Open Access Research article

Annotating novel genes by integrating synthetic lethals and genomic information

Daniel Schöner15*, Markus Kalisch2, Christian Leisner3, Lukas Meier2, Marc Sohrmann35, Mahamadou Faty4, Yves Barral3, Matthias Peter35, Wilhelm Gruissem15 and Peter Bühlmann25

Author Affiliations

1 Institute of Plant Science, ETH Zurich, Universitaetsstr. 2, 8092 Zurich, Switzerland

2 Seminar for Statistics, ETH Zurich, Leonhardstr. 27, 8092 Zurich, Switzerland

3 Institute of Biochemistry, ETH Zurich, Schafmattstr. 18, 8093 Zurich, Switzerland

4 Friedrich Miescher Institute, Maulbeerstrasse 66, Basel, Switzerland

5 Competence Center for Systems Physiology and Metabolic Diseases (CC-SPMD), Zurich, Switzerland

For all author emails, please log on.

BMC Systems Biology 2008, 2:3  doi:10.1186/1752-0509-2-3

Published: 14 January 2008

Abstract

Background

Large scale screening for synthetic lethality serves as a common tool in yeast genetics to systematically search for genes that play a role in specific biological processes. Often the amounts of data resulting from a single large scale screen far exceed the capacities of experimental characterization of every identified target. Thus, there is need for computational tools that select promising candidate genes in order to reduce the number of follow-up experiments to a manageable size.

Results

We analyze synthetic lethality data for arp1 and jnm1, two spindle migration genes, in order to identify novel members in this process.

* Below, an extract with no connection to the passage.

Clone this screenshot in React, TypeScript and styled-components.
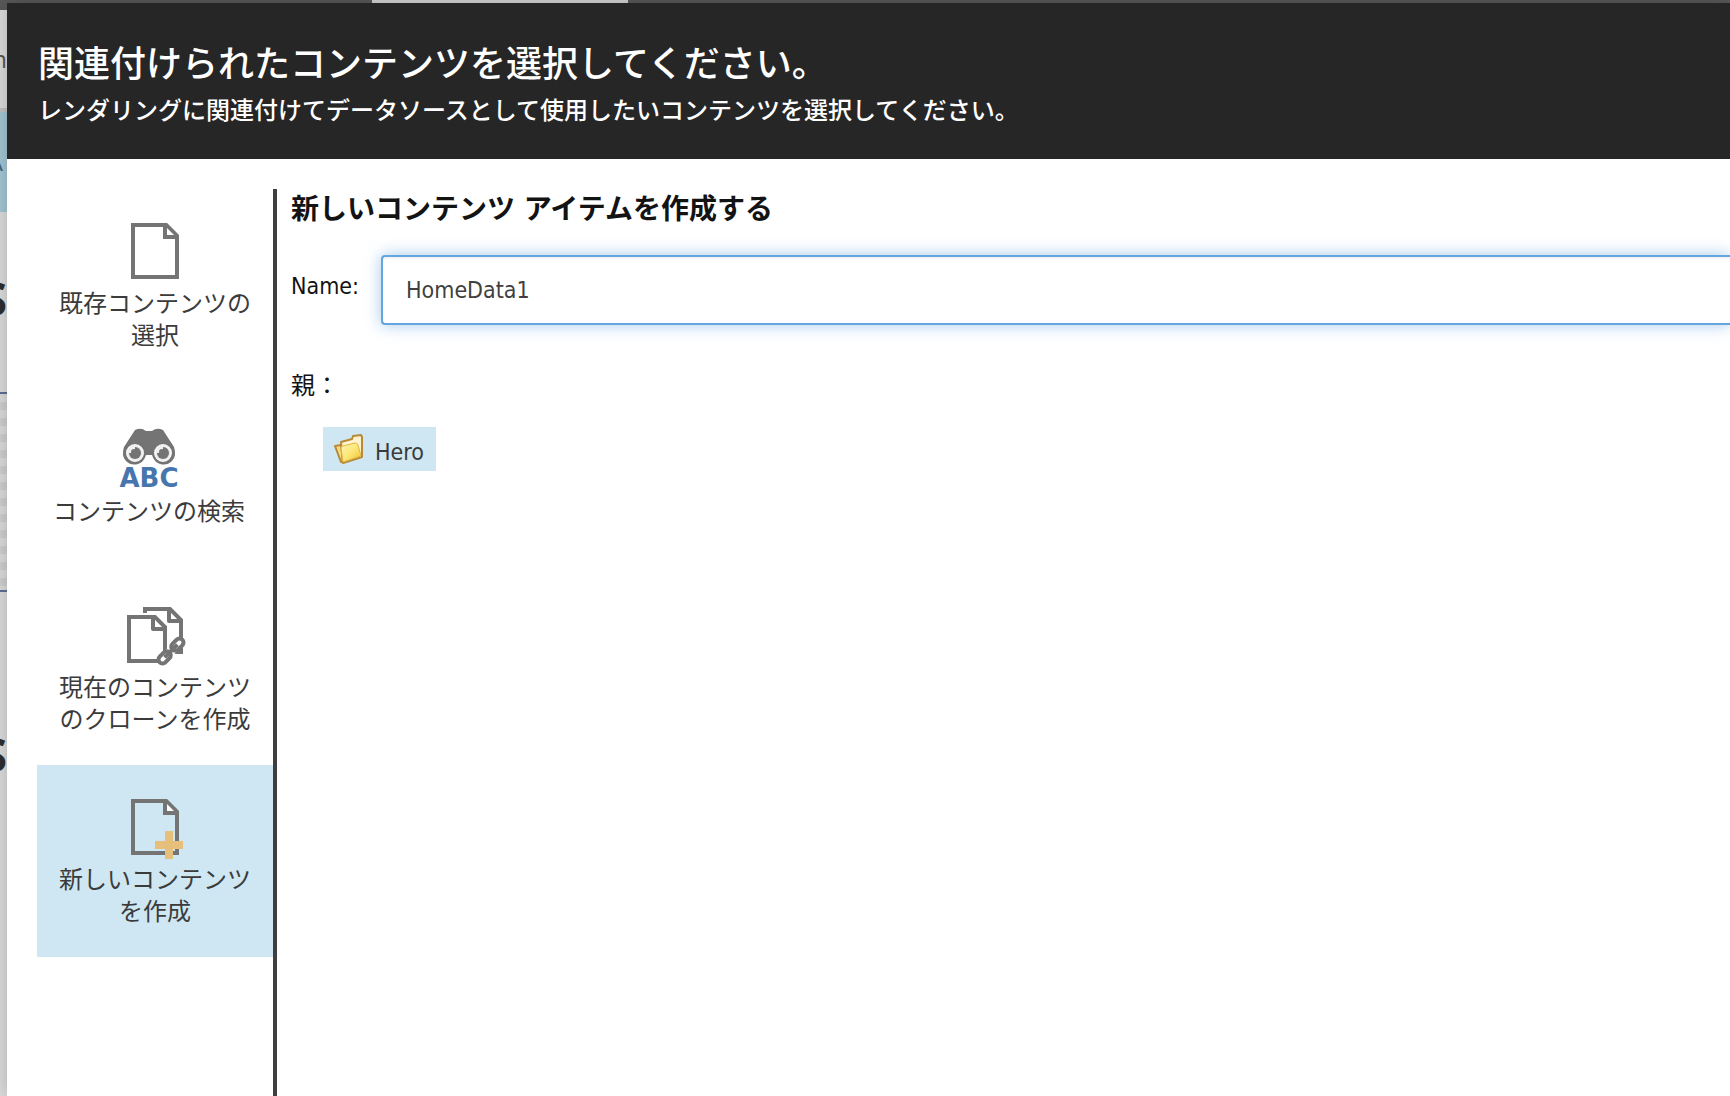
import React, { useState } from 'react';
import styled, { createGlobalStyle } from 'styled-components';

const GlobalStyle = createGlobalStyle`
  *, *::before, *::after { box-sizing: border-box; }
  html, body, #root { height: 100%; }
  body {
    margin: 0;
    overflow: hidden;
    font-family: "DejaVu Sans Condensed", "Noto Sans CJK JP", sans-serif;
    color: #131313;
  }
`;

const Page = styled.div`
  display: grid;
  grid-template: 3px minmax(0, 1fr) / 7px minmax(0, 1fr);
  min-height: 100vh;
  background: #dadada;
`;

const TabStrip = styled.div`
  grid-column: 1 / -1;
  display: flex;
  padding-left: 372px;
  background: #585858;
`;

const ActiveTab = styled.div`
  width: 256px;
  background: #d2d2d2;
`;

const PageEdge = styled.div`
  display: flex;
  flex-direction: column;
  overflow: hidden;
`;

const EdgeBlock = styled.div<{ $h: number; $bg?: string }>`
  flex: none;
  display: flex;
  align-items: center;
  justify-content: flex-end;
  height: ${(p) => p.$h}px;
  background: ${(p) => p.$bg ?? 'transparent'};
`;

const Checker = styled(EdgeBlock)`
  border: solid #5c6d95;
  border-width: 2px 0;
  background: repeating-linear-gradient(#dadada 0 8px, #cecece 8px 16px);
`;

const EdgeText = styled.span<{ $size: number; $bold?: boolean; $pad?: number; $color?: string }>`
  font-family: "Open Sans", sans-serif;
  font-size: ${(p) => p.$size}px;
  font-weight: ${(p) => (p.$bold ? 700 : 400)};
  line-height: 1;
  padding-right: ${(p) => p.$pad ?? 0}px;
  color: ${(p) => p.$color ?? '#2e2e2e'};
`;

const Dialog = styled.main`
  position: relative;
  display: flex;
  flex-direction: column;
  background: #fff;
  box-shadow: 0 0 16px rgba(0, 0, 0, 0.2);
`;

const Header = styled.header`
  padding: 38px 31px 32px;
  background: #262626;
  color: #fff;
`;

const Title = styled.h1`
  margin: 0 0 6px;
  font-size: 36px;
  font-weight: 500;
  line-height: 48px;
`;

const Subtitle = styled.p`
  margin: 0;
  font-size: 24px;
  font-weight: 500;
  line-height: 32px;
`;

const Body = styled.div`
  flex: 1;
  display: flex;
  padding: 30px 0 0 30px;
`;

const Sidebar = styled.nav`
  flex: none;
  width: 240px;
  border-right: 4px solid #3f3f3f;
`;

const NavItem = styled.button<{ $active: boolean; $shift?: boolean }>`
  display: flex;
  flex-direction: column;
  align-items: center;
  justify-content: center;
  gap: 5px;
  width: 100%;
  height: 192px;
  padding: 1px ${(p) => (p.$shift ? 28 : 16)}px 0 16px;
  border: 0;
  background: ${(p) => (p.$active ? '#cee7f2' : 'transparent')};
  color: #3b3b3b;
  font: inherit;
  font-size: 24px;
  line-height: 32px;
  cursor: pointer;

  svg { width: 64px; height: 64px; flex: none; }
`;

const NavLabel = styled.span`
  white-space: pre-line;
`;

const Panel = styled.section`
  flex: 1;
  min-width: 0;
  padding-left: 14px;
`;

const PanelTitle = styled.h2`
  margin: 0;
  padding: 1px 0 25px;
  font-size: 28px;
  font-weight: 700;
  line-height: 40px;
`;

const Field = styled.div`
  display: flex;
`;

const FieldLabel = styled.label`
  width: 90px;
  padding-top: 15px;
  font-size: 23px;
  line-height: 32px;
`;

const NameInput = styled.input`
  flex: 1;
  min-width: 0;
  height: 70px;
  padding: 0 23px;
  border: 2px solid #66a6e0;
  border-right: 0;
  border-radius: 4px 0 0 4px;
  outline: 0;
  box-shadow: 0 0 16px rgba(102, 166, 224, 0.6), inset 0 2px 2px rgba(0, 0, 0, 0.05);
  background: #fff;
  color: #3f3f3f;
  font-family: inherit;
  font-size: 23px;
`;

const ParentLabel = styled.p`
  margin: 45px 0 25px;
  font-size: 24px;
  line-height: 32px;
`;

const TreeNode = styled.button`
  display: flex;
  align-items: center;
  gap: 11px;
  height: 44px;
  margin-left: 32px;
  padding: 0 12px 0 11px;
  border: 0;
  background: #cee7f2;
  color: #3b3b3b;
  font: inherit;
  font-size: 23px;
  line-height: 32px;
  cursor: pointer;

  svg { width: 30px; height: 30px; flex: none; }
  span { padding-top: 6px; }
`;

const GREY = '#747474';

const PageOutline = () => (
  <g fill="none" stroke={GREY} strokeWidth="4">
    <path d="M10 6H43L54 17V58H10Z" />
    <path d="M34 6H43L54 17V24" strokeLinejoin="round" />
    <path d="M42 6V18H54" />
    <path d="M44 9L51 16H44Z" fill="#fff" stroke="none" />
  </g>
);

const PageIcon = () => (
  <svg viewBox="0 0 64 64" aria-hidden="true">
    <PageOutline />
  </svg>
);

const NewPageIcon = () => (
  <svg viewBox="0 0 64 64" aria-hidden="true">
    <PageOutline />
    <path d="M42 36H50V46H60V54H50V64H42V54H32V46H42Z" fill="#e6bf7b" />
  </svg>
);

const SearchIcon = () => (
  <svg viewBox="0 0 64 64" aria-hidden="true">
    <path
      d="M18 3Q24 0 29 4H35Q40 0 46 3L57 20Q60 29 55 34Q50 39 43 37Q37 35 35 28H29Q27 35 21 37Q14 39 9 34Q4 29 7 20Z"
      fill={GREY}
    />
    {[18, 46].map((cx) => (
      <g key={cx}>
        <circle cx={cx} cy="26" r="8" fill="#e8e8e8" stroke="#f4f4f4" strokeWidth="2" />
        <circle cx={cx} cy="26" r="6" fill={GREY} />
        <path d={`M${cx} 26H${cx - 7}A7 7 0 0 1 ${cx} 19Z`} fill="#f0f0f0" />
        <circle cx={cx - 1} cy="25" r="3" fill={GREY} />
      </g>
    ))}
    <text x="32" y="60" textAnchor="middle" fontFamily="DejaVu Sans" fontWeight="700" fontSize="26" fill="#4676ad">
      ABC
    </text>
  </svg>
);

const CloneIcon = () => (
  <svg viewBox="0 0 64 64" aria-hidden="true">
    <g fill="none" stroke={GREY} strokeWidth="4" strokeLinejoin="round">
      <path d="M22 10V6H47L58 17V49H52" strokeLinejoin="miter" />
      <path d="M46 6V18H58" />
      <path d="M6 14H32L42 24V58H6Z" fill="#fff" strokeLinejoin="miter" />
      <path d="M30 14V26H42" />
    </g>
    <g transform="translate(48 48) rotate(-45)" fill="none">
      <path d="M-5 0H5" stroke="#fff" strokeWidth="9" />
      <g stroke={GREY} strokeWidth="4">
        <rect x="-16" y="-4" width="14" height="8" rx="4" fill="#fff" />
        <rect x="2" y="-4" width="14" height="8" rx="4" fill="#fff" />
        <path d="M-9 0H9" />
      </g>
    </g>
  </svg>
);

const FolderIcon = () => (
  <svg viewBox="0 0 30 30" aria-hidden="true">
    <defs>
      <linearGradient id="folder-front" x1="0" y1="0" x2="1" y2="1">
        <stop offset="0" stopColor="#fff6b0" />
        <stop offset="0.5" stopColor="#fde777" />
        <stop offset="1" stopColor="#efc02f" />
      </linearGradient>
    </defs>
    <path d="M1 12L7 11L9 28L7 28Z" fill="#f7dc86" stroke="#b98a35" strokeWidth="2" strokeLinejoin="round" />
    <path d="M7 8L18 5L19 2L27 1L28 3V23L9 29Z" fill="#fff3cc" stroke="#b98a35" strokeWidth="2" strokeLinejoin="round" />
    <path d="M7 14Q7 12 9 12L21 9Q23 9 24 11L27 22L9 28Z" fill="url(#folder-front)" stroke="#dfb747" strokeWidth="1" strokeLinejoin="round" />
  </svg>
);

const items = [
  { id: 'select', label: '既存コンテンツの\n選択', Icon: PageIcon },
  { id: 'search', label: 'コンテンツの検索', Icon: SearchIcon, shift: true },
  { id: 'clone', label: '現在のコンテンツ\nのクローンを作成', Icon: CloneIcon },
  { id: 'create', label: '新しいコンテンツ\nを作成', Icon: NewPageIcon },
];

export default function App() {
  const [active, setActive] = useState('create');
  const [name, setName] = useState('HomeData1');

  return (
    <Page lang="ja">
      <GlobalStyle />
      <TabStrip>
        <ActiveTab />
      </TabStrip>
      <PageEdge aria-hidden="true">
        <EdgeBlock $h={7} $bg="#585858" />
        <EdgeBlock $h={98}>
          <EdgeText $size={24} $color="#555">n</EdgeText>
        </EdgeBlock>
        <EdgeBlock $h={4} $bg="#c0c0c0" />
        <EdgeBlock $h={100} $bg="#a3c4d2">
          <EdgeText $size={24} $pad={4} $color="#466478">A</EdgeText>
        </EdgeBlock>
        <EdgeBlock $h={172}>
          <EdgeText $size={46} $bold>S</EdgeText>
        </EdgeBlock>
        <EdgeBlock $h={8} />
        <Checker $h={200} />
        <EdgeBlock $h={324}>
          <EdgeText $size={46} $bold>S</EdgeText>
        </EdgeBlock>
      </PageEdge>
      <Dialog>
        <Header>
          <Title>関連付けられたコンテンツを選択してください。</Title>
          <Subtitle>レンダリングに関連付けてデータソースとして使用したいコンテンツを選択してください。</Subtitle>
        </Header>
        <Body>
          <Sidebar>
            {items.map(({ id, label, Icon, shift }) => (
              <NavItem key={id} type="button" $active={active === id} $shift={shift} onClick={() => setActive(id)}>
                <Icon />
                <NavLabel>{label}</NavLabel>
              </NavItem>
            ))}
          </Sidebar>
          <Panel>
            <PanelTitle>新しいコンテンツ アイテムを作成する</PanelTitle>
            <Field>
              <FieldLabel htmlFor="item-name">Name:</FieldLabel>
              <NameInput id="item-name" type="text" value={name} onChange={(e) => setName(e.target.value)} />
            </Field>
            <ParentLabel>親：</ParentLabel>
            <TreeNode type="button">
              <FolderIcon />
              <span>Hero</span>
            </TreeNode>
          </Panel>
        </Body>
      </Dialog>
    </Page>
  );
}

To this end, we use an unsupervised statistical method that integrates additional information from biological data sources, such as gene expression, phenotypic profiling, RNA degradation and sequence similarity. Different from existing methods that require large amounts of synthetic lethal data, our method merely relies on synthetic lethality information from two single screens. Using a Multivariate Gaussian Mixture Model, we determine the best subset of features that assign the target genes to two groups. The approach identifies a small group of genes as candidates involved in spindle migration. Experimental testing confirms the majority of our candidates and we present she1 (YBL031W) as a novel gene involved in spindle migration. We applied the statistical methodology also to TOR2 signaling as another example.

Conclusion

We demonstrate the general use of Multivariate Gaussian Mixture Modeling for selecting candidate genes for experimental characterization from synthetic lethality data sets. For the given example, integration of different data sources contributes to the identification of genetic interaction partners of arp1 and jnm1 that play a role in the same biological process.